I just submitted my October post for my blog at Traditional Building, entitled “Monument vs. Fabric, or the difficulty of admitting deep error.” This means I am free to post my last month’s TB post on my Architecture Here and There blog. It was called “Lost Providence: How to interpret my new book.” Here is that interpretation as enunciated by its author.
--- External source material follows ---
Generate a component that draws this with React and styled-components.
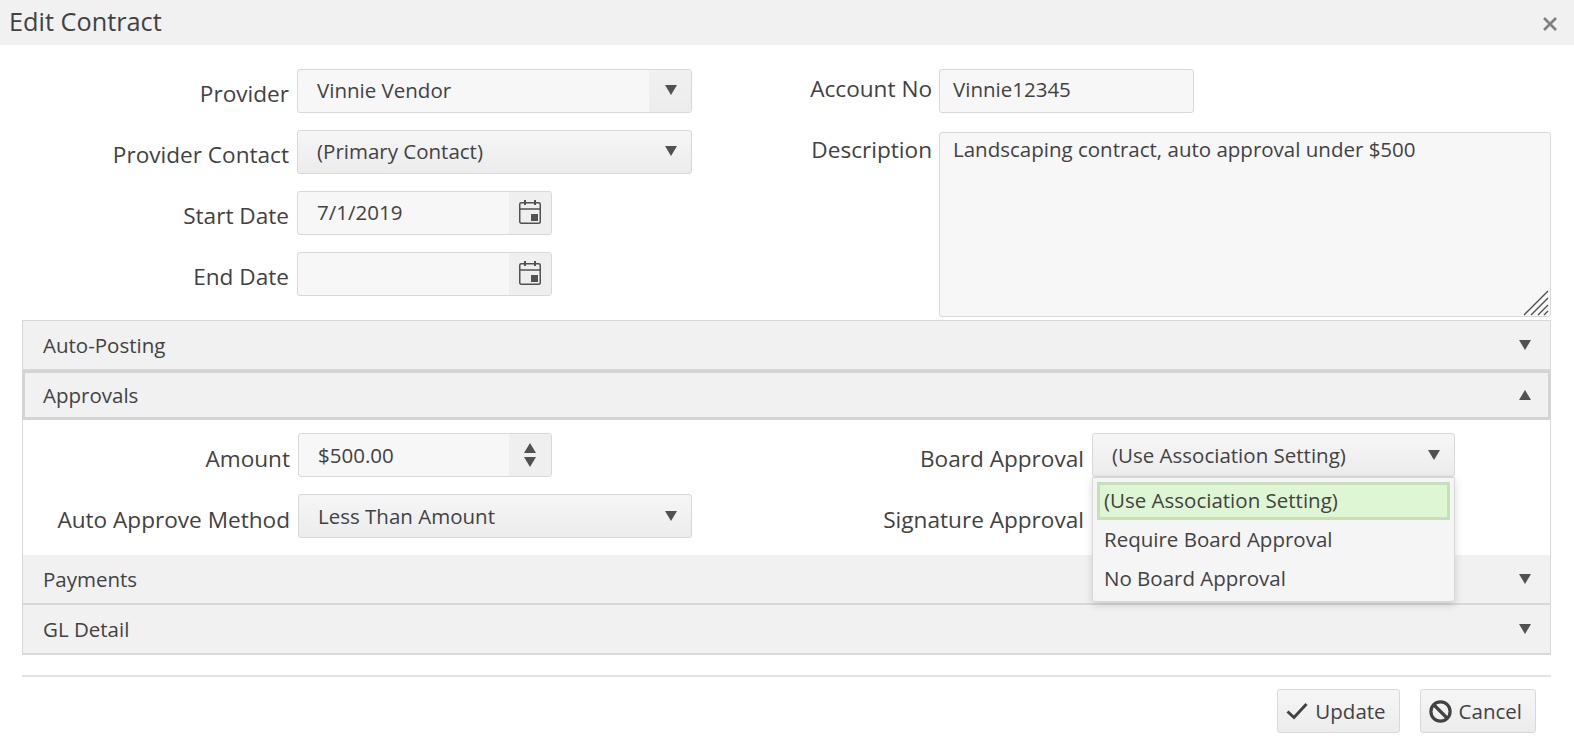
import React from 'react';
import styled, { createGlobalStyle } from 'styled-components';

const GlobalStyle = createGlobalStyle`
  html, body {
    margin: 0;
    padding: 0;
    background: #fff;
    color: #424242;
    font-family: "Open Sans", "Liberation Sans", sans-serif;
    font-size: 20.5px;
    overflow: hidden;
  }
  * {
    box-sizing: border-box;
  }
`;

const Triangle = ({ up }) => (
  <svg width="12" height="10" viewBox="0 0 12 10" aria-hidden="true">
    <path d={up ? 'M6 0L12 10H0Z' : 'M0 0H12L6 10Z'} fill="#515151" />
  </svg>
);

const CalendarIcon = () => (
  <svg width="24" height="24" viewBox="0 0 24 24" aria-hidden="true">
    <rect
      x="1.75"
      y="2.75"
      width="20.5"
      height="20.5"
      rx="1.5"
      fill="none"
      stroke="#515151"
      strokeWidth="1.5"
    />
    <path d="M2 9h20" stroke="#515151" strokeWidth="1.5" />
    <path d="M6 0h2v5H6zM16 0h2v5h-2zM13 14h7v7h-7z" fill="#515151" />
  </svg>
);

const CloseIcon = () => (
  <svg width="16" height="16" viewBox="0 0 16 16" aria-hidden="true">
    <path d="M2 2L14 14M14 2L2 14" stroke="#808080" strokeWidth="2.6" />
  </svg>
);

const Grip = () => (
  <svg width="26" height="26" viewBox="0 0 26 26" aria-hidden="true">
    <path
      d="M1 25L25 1M8 25L25 8M15 25L25 15M21 25L25 21"
      stroke="#4d4d4d"
      strokeWidth="1.3"
      fill="none"
    />
  </svg>
);

const CheckIcon = () => (
  <svg width="22" height="18" viewBox="0 0 22 18" aria-hidden="true">
    <path d="M1.5 9.5L8 15.5L20.5 2" fill="none" stroke="#424242" strokeWidth="3" />
  </svg>
);

const BanIcon = () => (
  <svg width="23" height="23" viewBox="0 0 23 23" aria-hidden="true">
    <circle cx="11.5" cy="11.5" r="9.6" fill="none" stroke="#424242" strokeWidth="3.2" />
    <path d="M5 5L18 18" stroke="#424242" strokeWidth="3.2" />
  </svg>
);

const Select = ({ value, flat, width }) => (
  <SelectBox $width={width} $flat={flat}>
    <SelectText>{value}</SelectText>
    <SelectArrow $flat={flat}>
      <Triangle />
    </SelectArrow>
  </SelectBox>
);

const DateField = ({ value }) => (
  <InputGroup $width={255}>
    <GroupInput defaultValue={value} readOnly />
    <Addon>
      <CalendarIcon />
    </Addon>
  </InputGroup>
);

const AccordionItem = ({ title, open }) => (
  <PanelHeader $open={open}>
    <span>{title}</span>
    <Triangle up={open} />
  </PanelHeader>
);

const App = () => {
  return (
    <>
      <GlobalStyle />
      <Dialog>
        <TitleBar>
          <Title>Edit Contract</Title>
          <CloseButton>
            <CloseIcon />
          </CloseButton>
        </TitleBar>
        <FormArea>
          <LeftColumn>
            <Row>
              <Label $width={267}>Provider</Label>
              <Select value="Vinnie Vendor" width={395} />
            </Row>
            <Row>
              <Label $width={267}>Provider Contact</Label>
              <Select value="(Primary Contact)" width={395} flat />
            </Row>
            <Row>
              <Label $width={267}>Start Date</Label>
              <DateField value="7/1/2019" />
            </Row>
            <Row>
              <Label $width={267}>End Date</Label>
              <DateField value="" />
            </Row>
          </LeftColumn>
          <RightColumn>
            <AccountRow>
              <Label $width={139} $lineHeight={40}>Account No</Label>
              <PlainInput defaultValue="Vinnie12345" readOnly />
            </AccountRow>
            <DescriptionRow>
              <Label $width={139} $lineHeight={36}>Description</Label>
              <TextAreaWrap>
                <TextArea
                  defaultValue="Landscaping contract, auto approval under $500"
                  readOnly
                />
                <GripHolder>
                  <Grip />
                </GripHolder>
              </TextAreaWrap>
            </DescriptionRow>
          </RightColumn>
        </FormArea>
        <Accordion>
          <AccordionItem title="Auto-Posting" />
          <AccordionItem title="Approvals" open />
          <PanelBody>
            <BodyColumn>
              <Row>
                <Label $width={267}>Amount</Label>
                <InputGroup $width={254}>
                  <GroupInput defaultValue="$500.00" readOnly />
                  <Addon>
                    <Spinner>
                      <Triangle up />
                      <Triangle />
                    </Spinner>
                  </Addon>
                </InputGroup>
              </Row>
              <Row>
                <Label $width={267}>Auto Approve Method</Label>
                <Select value="Less Than Amount" width={394} flat />
              </Row>
            </BodyColumn>
            <BodyRightColumn>
              <Row>
                <Label $width={220}>Board Approval</Label>
                <DropdownAnchor>
                  <Select value="(Use Association Setting)" width={363} flat />
                  <Popup>
                    <Option $selected>(Use Association Setting)</Option>
                    <Option>Require Board Approval</Option>
                    <Option>No Board Approval</Option>
                  </Popup>
                </DropdownAnchor>
              </Row>
              <Row>
                <Label $width={220}>Signature Approval</Label>
                <Select value="" width={363} flat />
              </Row>
            </BodyRightColumn>
          </PanelBody>
          <AccordionItem title="Payments" />
          <AccordionItem title="GL Detail" />
        </Accordion>
        <Footer>
          <FooterButton>
            <CheckIcon />
            Update
          </FooterButton>
          <FooterButton>
            <BanIcon />
            Cancel
          </FooterButton>
        </Footer>
      </Dialog>
    </>
  );
};

export default App;

const Dialog = styled.div`
  width: 1574px;
  height: 746px;
  background: #fff;
`;

const TitleBar = styled.div`
  height: 45px;
  background: #f1f1f1;
  display: flex;
  align-items: center;
  justify-content: space-between;
  padding: 0 16px 0 9px;
`;

const Title = styled.div`
  font-size: 25.3px;
  color: #424242;
  padding-bottom: 3px;
`;

const CloseButton = styled.div`
  display: flex;
  align-items: center;
  padding-top: 3px;
`;

const FormArea = styled.div`
  display: flex;
  height: 275px;
  padding: 24px 23px 0 22px;
`;

const LeftColumn = styled.div`
  width: 771px;
  display: flex;
  flex-direction: column;
`;

const RightColumn = styled.div`
  flex: 1;
  display: flex;
  flex-direction: column;
  gap: 19px;
`;

const Row = styled.div`
  display: flex;
  height: 44px;
  margin-bottom: 17px;
  gap: 8px;
`;

const AccountRow = styled.div`
  display: flex;
  height: 44px;
  gap: 7px;
`;

const DescriptionRow = styled.div`
  display: flex;
  height: 185px;
  gap: 7px;
`;

const Label = styled.label`
  flex: none;
  width: ${props => props.$width}px;
  font-size: 22.6px;
  text-align: right;
  line-height: ${props => props.$lineHeight || 44}px;
  padding-top: ${props => (props.$lineHeight ? 0 : 3)}px;
  white-space: nowrap;
`;

const SelectBox = styled.div`
  width: ${props => props.$width}px;
  height: 44px;
  display: flex;
  align-items: center;
  border: 1px solid #d8d8d8;
  border-radius: 3px;
  background: ${props =>
    props.$flat
      ? 'linear-gradient(#f6f6f6, #ececec)'
      : '#f7f7f7'};
`;

const SelectText = styled.div`
  flex: 1;
  padding-left: 19px;
  padding-bottom: 3px;
`;

const SelectArrow = styled.div`
  width: 42px;
  height: 100%;
  display: flex;
  align-items: center;
  justify-content: center;
  padding: 0 0 3px 1px;
  background: ${props =>
    props.$flat ? 'transparent' : 'linear-gradient(#f1f1f1, #ececec)'};
`;

const InputGroup = styled.div`
  width: ${props => props.$width}px;
  height: 44px;
  display: flex;
  border: 1px solid #d8d8d8;
  border-radius: 3px;
  background: #f7f7f7;
  overflow: hidden;
`;

const GroupInput = styled.input`
  flex: 1;
  min-width: 0;
  border: none;
  outline: none;
  background: transparent;
  padding: 0 0 3px 19px;
  font: inherit;
  color: inherit;
`;

const Addon = styled.div`
  width: 42px;
  display: flex;
  align-items: center;
  justify-content: center;
  padding-bottom: 2px;
  background: #efefef;
`;

const Spinner = styled.div`
  display: flex;
  flex-direction: column;
  gap: 4px;
  padding-top: 2px;
`;

const PlainInput = styled.input`
  width: 255px;
  height: 44px;
  border: 1px solid #d8d8d8;
  border-radius: 3px;
  background: #f7f7f7;
  padding: 0 0 5px 13px;
  outline: none;
  font: inherit;
  color: inherit;
`;

const TextAreaWrap = styled.div`
  position: relative;
  flex: 1;
`;

const TextArea = styled.textarea`
  display: block;
  width: 100%;
  height: 100%;
  border: 1px solid #d8d8d8;
  border-radius: 3px;
  background: #f7f7f7;
  padding: 2px 13px;
  resize: none;
  outline: none;
  font: inherit;
  color: inherit;
`;

const GripHolder = styled.div`
  position: absolute;
  right: 2px;
  bottom: 1px;
  width: 26px;
  height: 26px;
`;

const Accordion = styled.div`
  margin: 0 23px 0 22px;
  border: 1px solid #d8d8d8;
  border-bottom: none;
`;

const PanelHeader = styled.div`
  height: 50px;
  display: flex;
  align-items: center;
  justify-content: space-between;
  padding: 0 19px 0 20px;
  background: #f1f1f1;
  border-bottom: 2px solid #d8d8d8;
  ${props =>
    props.$open &&
    `
    border: 3px solid #d4d4d4;
    margin: -1px -1px 0 -1px;
    padding: 0 17px 0 18px;
  `}
`;

const PanelBody = styled.div`
  display: flex;
  padding-top: 13px;
  height: 135px;

  ${Label} {
    padding-top: 4px;
  }
  ${SelectText}, ${GroupInput} {
    padding-bottom: 1px;
  }
  ${SelectArrow} {
    padding-bottom: 1px;
  }
`;

const BodyColumn = styled.div`
  width: 797px;
`;

const BodyRightColumn = styled.div`
  flex: 1;
  padding-left: 44px;
`;

const DropdownAnchor = styled.div`
  position: relative;
`;

const Popup = styled.div`
  position: absolute;
  z-index: 5;
  top: 44px;
  left: 0;
  width: 363px;
  height: 125px;
  padding: 4px;
  background: #f5f5f5;
  border: 1px solid #d8d8d8;
  border-radius: 0 0 3px 3px;
  box-shadow: 0 3px 8px rgba(0, 0, 0, 0.15);
`;

const Option = styled.div`
  height: ${props => (props.$selected ? 38 : 39)}px;
  line-height: ${props => (props.$selected ? 30 : 39)}px;
  padding-left: ${props => (props.$selected ? 4 : 7)}px;
  ${props =>
    props.$selected &&
    `
    background: #dff6d5;
    border: 3px solid #c5dfb9;
  `}
`;

const Footer = styled.div`
  margin: 20px 23px 0 22px;
  padding: 12px 15px 0 0;
  border-top: 2px solid #e2e2e2;
  display: flex;
  justify-content: flex-end;
  gap: 20px;
`;

const FooterButton = styled.div`
  height: 44px;
  display: flex;
  align-items: center;
  gap: 7px;
  padding: 0 13px 0 8px;
  border: 1px solid #d8d8d8;
  border-radius: 3px;
  background: linear-gradient(#f6f6f6, #ececec);
`;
First, a passage from the TB interpretation of the book:
Since the late 1940s and ‘50s, modern architecture has attained such a stranglehold on the field of architecture that the prospects for reform have seemed bleak. It took modernism only a couple of decades to go from niche curiosity to the conventional wisdom. Tradition has been trying to stage a comeback since the late 1950s, when Henry Hope Reed published The Golden City. What gives me hope is the speed with which historic preservation transformed itself from a hobby to a mass movement – an ongoing social revolution triggered far less by a love of history than a desire to preserve local beauty from the threat of modern architecture. Reforming the field could happen in the blink of an eye.
Stranger things have happened – such as how it took modernism only a couple of decades to go from niche curiosity (see H.L. Mencken’s dismissive editorial, “The New Architecture,” in the American Mercury of February 1931) to conventional wisdom. Should I take on that subject as the topic of a new book? Hmm.